#### LISTING
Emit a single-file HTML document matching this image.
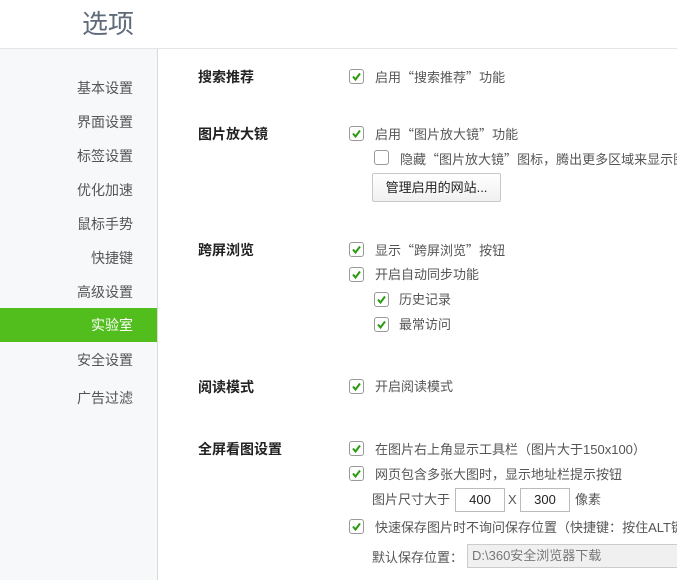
...
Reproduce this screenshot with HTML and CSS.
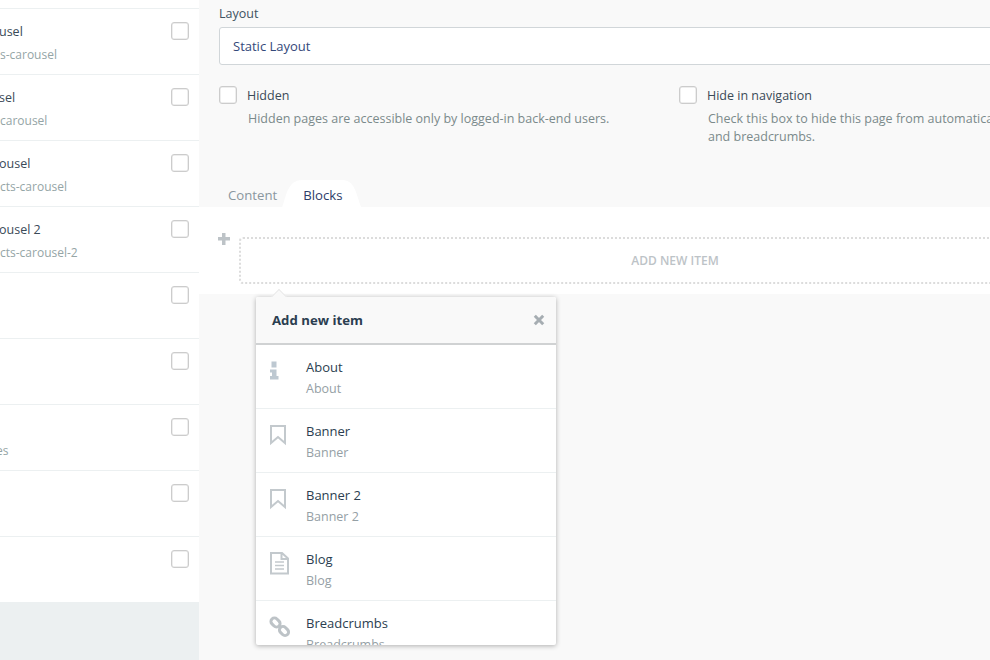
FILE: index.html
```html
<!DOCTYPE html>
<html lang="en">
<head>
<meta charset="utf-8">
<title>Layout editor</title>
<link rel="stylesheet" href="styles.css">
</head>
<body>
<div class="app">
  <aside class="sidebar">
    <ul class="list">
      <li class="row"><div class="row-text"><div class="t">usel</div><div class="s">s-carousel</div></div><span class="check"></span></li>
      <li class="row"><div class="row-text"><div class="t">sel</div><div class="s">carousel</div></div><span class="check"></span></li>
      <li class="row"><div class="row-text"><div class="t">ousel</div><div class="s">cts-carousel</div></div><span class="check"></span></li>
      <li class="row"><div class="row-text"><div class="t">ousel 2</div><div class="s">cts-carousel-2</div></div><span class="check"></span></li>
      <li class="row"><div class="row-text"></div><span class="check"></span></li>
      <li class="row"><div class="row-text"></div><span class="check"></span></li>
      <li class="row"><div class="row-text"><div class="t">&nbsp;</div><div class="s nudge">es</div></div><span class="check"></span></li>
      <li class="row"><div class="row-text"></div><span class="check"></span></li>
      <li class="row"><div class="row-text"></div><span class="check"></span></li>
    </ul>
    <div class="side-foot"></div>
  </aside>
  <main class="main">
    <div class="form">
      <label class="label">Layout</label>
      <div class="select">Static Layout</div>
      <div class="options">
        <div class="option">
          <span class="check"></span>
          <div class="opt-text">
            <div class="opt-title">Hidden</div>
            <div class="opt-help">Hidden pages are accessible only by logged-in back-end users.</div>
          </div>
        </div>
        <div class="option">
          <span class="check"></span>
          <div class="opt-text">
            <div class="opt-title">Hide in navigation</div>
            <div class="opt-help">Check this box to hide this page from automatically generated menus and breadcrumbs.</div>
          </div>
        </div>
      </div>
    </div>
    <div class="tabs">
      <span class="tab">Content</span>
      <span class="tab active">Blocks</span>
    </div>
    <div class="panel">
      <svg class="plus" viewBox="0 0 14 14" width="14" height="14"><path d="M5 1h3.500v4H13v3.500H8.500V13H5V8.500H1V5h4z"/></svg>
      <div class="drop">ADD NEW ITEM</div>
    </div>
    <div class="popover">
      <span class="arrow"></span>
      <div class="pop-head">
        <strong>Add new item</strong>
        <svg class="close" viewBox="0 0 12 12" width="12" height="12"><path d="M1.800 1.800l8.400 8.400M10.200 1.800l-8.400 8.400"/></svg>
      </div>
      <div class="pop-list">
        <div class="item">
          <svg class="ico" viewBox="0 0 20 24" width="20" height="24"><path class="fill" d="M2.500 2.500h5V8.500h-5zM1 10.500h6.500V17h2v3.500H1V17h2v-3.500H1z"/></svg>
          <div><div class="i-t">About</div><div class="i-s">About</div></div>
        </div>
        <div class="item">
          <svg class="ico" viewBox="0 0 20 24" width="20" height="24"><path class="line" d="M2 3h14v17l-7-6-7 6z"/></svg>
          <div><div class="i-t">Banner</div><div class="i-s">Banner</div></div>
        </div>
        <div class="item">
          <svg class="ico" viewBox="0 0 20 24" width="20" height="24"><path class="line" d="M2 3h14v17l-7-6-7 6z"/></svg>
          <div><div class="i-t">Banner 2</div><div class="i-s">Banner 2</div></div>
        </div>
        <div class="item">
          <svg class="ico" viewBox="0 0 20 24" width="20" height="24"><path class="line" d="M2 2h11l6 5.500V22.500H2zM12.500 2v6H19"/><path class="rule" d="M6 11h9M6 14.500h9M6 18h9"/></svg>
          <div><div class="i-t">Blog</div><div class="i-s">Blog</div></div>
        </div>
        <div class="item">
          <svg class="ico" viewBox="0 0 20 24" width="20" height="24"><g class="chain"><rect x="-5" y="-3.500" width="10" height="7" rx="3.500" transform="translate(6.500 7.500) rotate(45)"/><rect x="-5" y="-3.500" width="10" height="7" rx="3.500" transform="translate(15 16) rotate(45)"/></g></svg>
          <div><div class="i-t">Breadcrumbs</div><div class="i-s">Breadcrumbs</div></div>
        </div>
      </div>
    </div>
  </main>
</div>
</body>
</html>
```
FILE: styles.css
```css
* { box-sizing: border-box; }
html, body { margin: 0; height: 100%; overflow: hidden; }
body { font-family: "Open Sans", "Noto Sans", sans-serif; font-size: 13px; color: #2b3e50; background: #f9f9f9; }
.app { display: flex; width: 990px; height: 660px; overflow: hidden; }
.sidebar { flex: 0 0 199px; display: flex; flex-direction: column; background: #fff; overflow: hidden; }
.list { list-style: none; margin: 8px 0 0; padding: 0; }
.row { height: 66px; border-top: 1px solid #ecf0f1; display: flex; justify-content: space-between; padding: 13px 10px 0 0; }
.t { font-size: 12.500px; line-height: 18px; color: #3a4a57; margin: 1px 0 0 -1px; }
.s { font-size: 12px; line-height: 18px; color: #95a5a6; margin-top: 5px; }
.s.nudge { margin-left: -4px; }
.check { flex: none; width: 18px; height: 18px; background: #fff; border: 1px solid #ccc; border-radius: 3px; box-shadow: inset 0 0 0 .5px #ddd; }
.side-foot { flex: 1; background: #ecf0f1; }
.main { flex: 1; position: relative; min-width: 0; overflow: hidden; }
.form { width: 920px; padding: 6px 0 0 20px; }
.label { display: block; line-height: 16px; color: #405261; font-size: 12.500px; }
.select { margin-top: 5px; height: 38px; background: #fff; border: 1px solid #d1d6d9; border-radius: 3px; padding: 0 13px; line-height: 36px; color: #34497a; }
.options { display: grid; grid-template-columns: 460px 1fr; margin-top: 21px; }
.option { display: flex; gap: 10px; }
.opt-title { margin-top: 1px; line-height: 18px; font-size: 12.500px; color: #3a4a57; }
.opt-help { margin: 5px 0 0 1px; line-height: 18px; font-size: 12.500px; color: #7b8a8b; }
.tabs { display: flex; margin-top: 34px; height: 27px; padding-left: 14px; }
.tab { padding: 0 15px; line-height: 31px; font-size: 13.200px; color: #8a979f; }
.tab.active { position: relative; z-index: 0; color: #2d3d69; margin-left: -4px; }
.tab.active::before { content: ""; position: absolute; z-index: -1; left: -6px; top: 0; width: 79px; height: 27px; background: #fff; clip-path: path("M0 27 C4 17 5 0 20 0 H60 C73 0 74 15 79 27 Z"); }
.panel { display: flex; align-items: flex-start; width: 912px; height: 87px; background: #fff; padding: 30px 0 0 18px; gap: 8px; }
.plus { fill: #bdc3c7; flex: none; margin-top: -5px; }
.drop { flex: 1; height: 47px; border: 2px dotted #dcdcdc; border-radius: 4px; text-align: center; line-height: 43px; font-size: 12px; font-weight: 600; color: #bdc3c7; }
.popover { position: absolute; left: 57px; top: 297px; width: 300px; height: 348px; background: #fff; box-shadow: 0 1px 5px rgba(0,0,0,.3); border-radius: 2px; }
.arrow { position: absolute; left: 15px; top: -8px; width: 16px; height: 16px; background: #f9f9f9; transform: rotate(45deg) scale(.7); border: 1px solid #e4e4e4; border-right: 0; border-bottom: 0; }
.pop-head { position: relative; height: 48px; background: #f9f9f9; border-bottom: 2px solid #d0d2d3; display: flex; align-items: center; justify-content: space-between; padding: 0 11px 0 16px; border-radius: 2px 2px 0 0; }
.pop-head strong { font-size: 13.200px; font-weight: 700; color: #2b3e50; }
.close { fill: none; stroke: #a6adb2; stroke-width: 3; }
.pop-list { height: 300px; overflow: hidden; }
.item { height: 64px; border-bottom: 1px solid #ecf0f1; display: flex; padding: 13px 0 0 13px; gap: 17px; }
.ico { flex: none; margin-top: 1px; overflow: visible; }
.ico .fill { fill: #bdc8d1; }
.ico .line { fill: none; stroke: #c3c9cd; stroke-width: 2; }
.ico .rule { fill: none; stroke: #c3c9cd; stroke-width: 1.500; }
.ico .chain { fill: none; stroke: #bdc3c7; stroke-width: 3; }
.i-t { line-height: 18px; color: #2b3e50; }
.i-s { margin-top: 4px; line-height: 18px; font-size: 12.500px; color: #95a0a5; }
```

#### WRITTEN REQUEST
Go through the material above and copy each line that has the word "this".

#### TASK OUTPUT
Emit a single-file HTML document matching this image.
Reproduce this screenshot with HTML and CSS.
            <div class="opt-help">Check this box to hide this page from automatically generated menus and breadcrumbs.</div>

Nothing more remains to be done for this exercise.